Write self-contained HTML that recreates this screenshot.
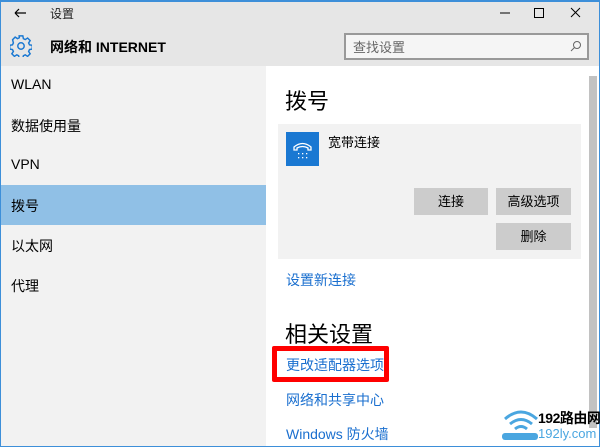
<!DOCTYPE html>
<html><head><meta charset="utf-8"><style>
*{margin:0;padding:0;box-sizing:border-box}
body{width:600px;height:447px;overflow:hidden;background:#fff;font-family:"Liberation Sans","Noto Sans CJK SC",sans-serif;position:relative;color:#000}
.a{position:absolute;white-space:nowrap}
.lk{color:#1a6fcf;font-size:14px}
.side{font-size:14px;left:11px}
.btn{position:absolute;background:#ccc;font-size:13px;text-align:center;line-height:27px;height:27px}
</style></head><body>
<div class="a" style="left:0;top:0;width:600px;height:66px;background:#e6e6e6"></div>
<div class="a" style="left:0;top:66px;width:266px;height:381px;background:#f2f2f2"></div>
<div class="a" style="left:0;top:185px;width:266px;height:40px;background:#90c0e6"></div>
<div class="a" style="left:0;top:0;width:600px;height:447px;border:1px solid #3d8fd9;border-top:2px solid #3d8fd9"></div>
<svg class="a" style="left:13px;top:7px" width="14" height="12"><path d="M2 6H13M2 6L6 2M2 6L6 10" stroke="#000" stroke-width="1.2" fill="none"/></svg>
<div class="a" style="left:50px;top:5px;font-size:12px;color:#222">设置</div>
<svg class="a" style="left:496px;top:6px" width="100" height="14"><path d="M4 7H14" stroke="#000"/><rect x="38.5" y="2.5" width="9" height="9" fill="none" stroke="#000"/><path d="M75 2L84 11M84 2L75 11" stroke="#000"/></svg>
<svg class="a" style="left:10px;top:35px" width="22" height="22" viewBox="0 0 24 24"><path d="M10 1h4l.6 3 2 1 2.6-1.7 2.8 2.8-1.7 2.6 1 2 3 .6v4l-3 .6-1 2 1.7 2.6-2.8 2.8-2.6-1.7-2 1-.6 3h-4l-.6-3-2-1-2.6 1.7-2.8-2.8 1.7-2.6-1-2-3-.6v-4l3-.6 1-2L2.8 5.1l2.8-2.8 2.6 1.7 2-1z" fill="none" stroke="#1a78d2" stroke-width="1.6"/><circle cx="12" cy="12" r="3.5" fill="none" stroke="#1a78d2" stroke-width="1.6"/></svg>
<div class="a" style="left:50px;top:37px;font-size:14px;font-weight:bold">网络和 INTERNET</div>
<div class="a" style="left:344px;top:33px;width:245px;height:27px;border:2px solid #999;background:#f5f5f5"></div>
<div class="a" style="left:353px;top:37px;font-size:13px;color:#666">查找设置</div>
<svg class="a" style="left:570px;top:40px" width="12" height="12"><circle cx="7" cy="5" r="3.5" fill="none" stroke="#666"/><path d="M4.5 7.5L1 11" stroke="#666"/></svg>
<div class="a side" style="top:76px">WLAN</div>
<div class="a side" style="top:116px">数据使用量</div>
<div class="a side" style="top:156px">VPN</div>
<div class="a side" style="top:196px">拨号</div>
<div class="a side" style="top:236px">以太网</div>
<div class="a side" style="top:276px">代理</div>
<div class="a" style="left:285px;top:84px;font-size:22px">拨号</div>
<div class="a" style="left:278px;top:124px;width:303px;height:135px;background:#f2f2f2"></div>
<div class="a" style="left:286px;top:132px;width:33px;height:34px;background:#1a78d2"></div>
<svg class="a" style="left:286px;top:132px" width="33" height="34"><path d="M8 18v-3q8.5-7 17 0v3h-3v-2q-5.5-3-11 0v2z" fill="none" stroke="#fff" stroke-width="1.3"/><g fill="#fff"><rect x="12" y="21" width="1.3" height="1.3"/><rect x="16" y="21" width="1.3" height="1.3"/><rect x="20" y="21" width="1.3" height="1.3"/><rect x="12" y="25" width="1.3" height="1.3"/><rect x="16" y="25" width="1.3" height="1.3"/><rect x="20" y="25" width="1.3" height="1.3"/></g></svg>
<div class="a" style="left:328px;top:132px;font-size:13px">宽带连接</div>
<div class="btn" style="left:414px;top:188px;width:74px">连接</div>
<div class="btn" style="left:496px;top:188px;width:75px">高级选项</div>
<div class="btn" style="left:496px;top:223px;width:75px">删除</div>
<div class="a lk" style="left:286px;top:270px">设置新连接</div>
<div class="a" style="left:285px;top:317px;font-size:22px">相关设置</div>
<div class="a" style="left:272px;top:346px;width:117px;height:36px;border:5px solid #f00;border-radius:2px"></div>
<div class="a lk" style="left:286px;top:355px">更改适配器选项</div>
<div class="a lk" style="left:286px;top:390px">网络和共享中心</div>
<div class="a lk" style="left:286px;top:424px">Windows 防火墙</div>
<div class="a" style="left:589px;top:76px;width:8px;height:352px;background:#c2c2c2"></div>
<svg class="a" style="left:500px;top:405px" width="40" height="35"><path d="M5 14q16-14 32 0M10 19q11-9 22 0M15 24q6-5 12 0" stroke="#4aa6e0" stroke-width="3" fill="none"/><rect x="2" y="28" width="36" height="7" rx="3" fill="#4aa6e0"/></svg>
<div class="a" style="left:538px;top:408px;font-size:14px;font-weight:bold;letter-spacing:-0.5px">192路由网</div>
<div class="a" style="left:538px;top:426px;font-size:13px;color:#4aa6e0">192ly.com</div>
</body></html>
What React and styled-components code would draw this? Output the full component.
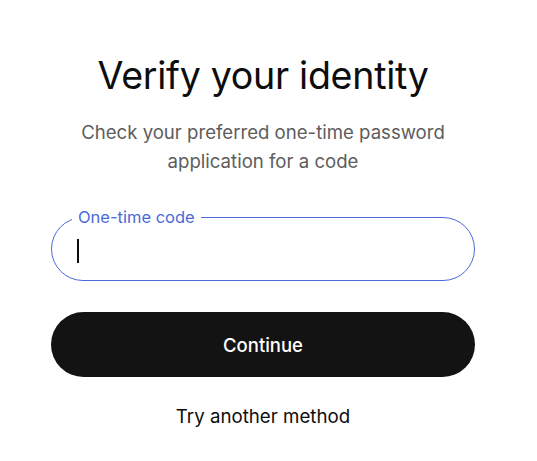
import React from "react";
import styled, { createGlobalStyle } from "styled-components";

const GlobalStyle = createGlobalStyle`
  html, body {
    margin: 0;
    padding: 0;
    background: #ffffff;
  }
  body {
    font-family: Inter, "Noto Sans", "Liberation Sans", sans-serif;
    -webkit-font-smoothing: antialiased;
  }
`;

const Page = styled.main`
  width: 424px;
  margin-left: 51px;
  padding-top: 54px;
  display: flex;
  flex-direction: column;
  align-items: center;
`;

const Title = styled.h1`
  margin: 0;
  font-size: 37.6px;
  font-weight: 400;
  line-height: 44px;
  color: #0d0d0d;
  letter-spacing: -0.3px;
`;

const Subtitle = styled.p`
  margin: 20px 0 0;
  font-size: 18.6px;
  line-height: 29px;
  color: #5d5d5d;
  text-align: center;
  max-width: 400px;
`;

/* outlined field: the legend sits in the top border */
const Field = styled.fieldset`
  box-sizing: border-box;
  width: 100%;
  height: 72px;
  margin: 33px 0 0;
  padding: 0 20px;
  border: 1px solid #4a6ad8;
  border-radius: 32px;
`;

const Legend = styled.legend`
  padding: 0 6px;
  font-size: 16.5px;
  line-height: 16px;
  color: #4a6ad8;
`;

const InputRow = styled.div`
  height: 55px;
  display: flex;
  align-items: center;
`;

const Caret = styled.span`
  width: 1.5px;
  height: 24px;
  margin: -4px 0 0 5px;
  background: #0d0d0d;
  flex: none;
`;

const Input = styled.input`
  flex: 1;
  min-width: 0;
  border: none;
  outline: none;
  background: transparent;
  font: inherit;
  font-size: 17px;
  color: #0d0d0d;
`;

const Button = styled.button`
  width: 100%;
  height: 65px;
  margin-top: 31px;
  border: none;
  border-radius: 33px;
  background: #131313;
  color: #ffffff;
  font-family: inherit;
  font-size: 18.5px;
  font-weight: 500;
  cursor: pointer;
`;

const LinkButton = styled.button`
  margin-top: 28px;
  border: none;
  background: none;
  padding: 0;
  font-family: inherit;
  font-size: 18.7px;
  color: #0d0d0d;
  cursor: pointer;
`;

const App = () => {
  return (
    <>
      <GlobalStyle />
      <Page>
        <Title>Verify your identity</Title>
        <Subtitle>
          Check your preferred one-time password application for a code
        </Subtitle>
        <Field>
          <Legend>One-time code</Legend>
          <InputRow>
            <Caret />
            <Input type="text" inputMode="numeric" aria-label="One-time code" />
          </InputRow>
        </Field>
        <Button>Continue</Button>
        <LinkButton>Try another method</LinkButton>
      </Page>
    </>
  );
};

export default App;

**********

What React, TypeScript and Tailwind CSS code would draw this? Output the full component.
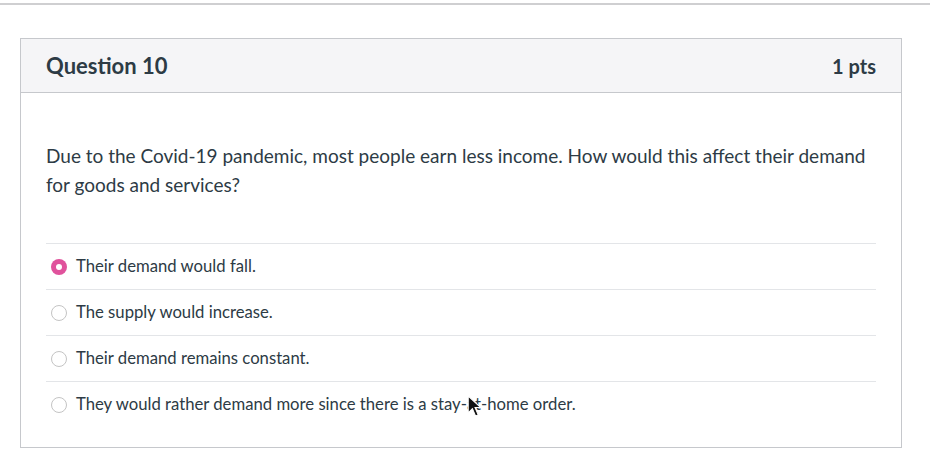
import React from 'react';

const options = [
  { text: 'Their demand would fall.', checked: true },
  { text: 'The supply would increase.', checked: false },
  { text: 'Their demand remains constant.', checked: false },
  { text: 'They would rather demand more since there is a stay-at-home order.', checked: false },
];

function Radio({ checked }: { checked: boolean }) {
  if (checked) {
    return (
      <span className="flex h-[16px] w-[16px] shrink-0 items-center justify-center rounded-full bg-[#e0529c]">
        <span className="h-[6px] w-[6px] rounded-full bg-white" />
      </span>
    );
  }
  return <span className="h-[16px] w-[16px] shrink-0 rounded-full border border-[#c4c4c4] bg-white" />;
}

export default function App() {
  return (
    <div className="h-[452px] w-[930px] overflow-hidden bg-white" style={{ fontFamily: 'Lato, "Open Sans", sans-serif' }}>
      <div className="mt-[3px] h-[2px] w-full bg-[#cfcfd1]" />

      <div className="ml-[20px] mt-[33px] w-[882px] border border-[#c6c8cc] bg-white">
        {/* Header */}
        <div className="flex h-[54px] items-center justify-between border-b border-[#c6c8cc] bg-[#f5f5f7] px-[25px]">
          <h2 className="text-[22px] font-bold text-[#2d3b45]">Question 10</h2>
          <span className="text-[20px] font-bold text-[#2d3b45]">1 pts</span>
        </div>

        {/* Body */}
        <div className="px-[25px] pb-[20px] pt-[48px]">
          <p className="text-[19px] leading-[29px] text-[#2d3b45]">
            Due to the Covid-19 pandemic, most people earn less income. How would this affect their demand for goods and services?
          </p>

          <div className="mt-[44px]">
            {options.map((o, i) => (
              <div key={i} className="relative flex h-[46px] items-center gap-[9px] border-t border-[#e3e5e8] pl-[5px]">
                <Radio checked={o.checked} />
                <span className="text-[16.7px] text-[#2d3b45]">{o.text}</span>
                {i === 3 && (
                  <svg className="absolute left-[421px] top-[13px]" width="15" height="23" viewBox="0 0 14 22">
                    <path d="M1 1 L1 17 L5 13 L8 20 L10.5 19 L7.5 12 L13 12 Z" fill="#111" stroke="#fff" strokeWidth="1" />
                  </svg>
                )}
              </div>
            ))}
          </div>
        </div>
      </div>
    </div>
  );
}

**********

◆ **EXERCISE**
Look above for the line with "What React, TypeScript", then print it and each line after it down to and including the line with "import React from 'react';". Leave out the pictures and keep the wording exact.

◆ **COMPLETE OUTPUT**
What React, TypeScript and Tailwind CSS code would draw this? Output the full component.
import React from 'react';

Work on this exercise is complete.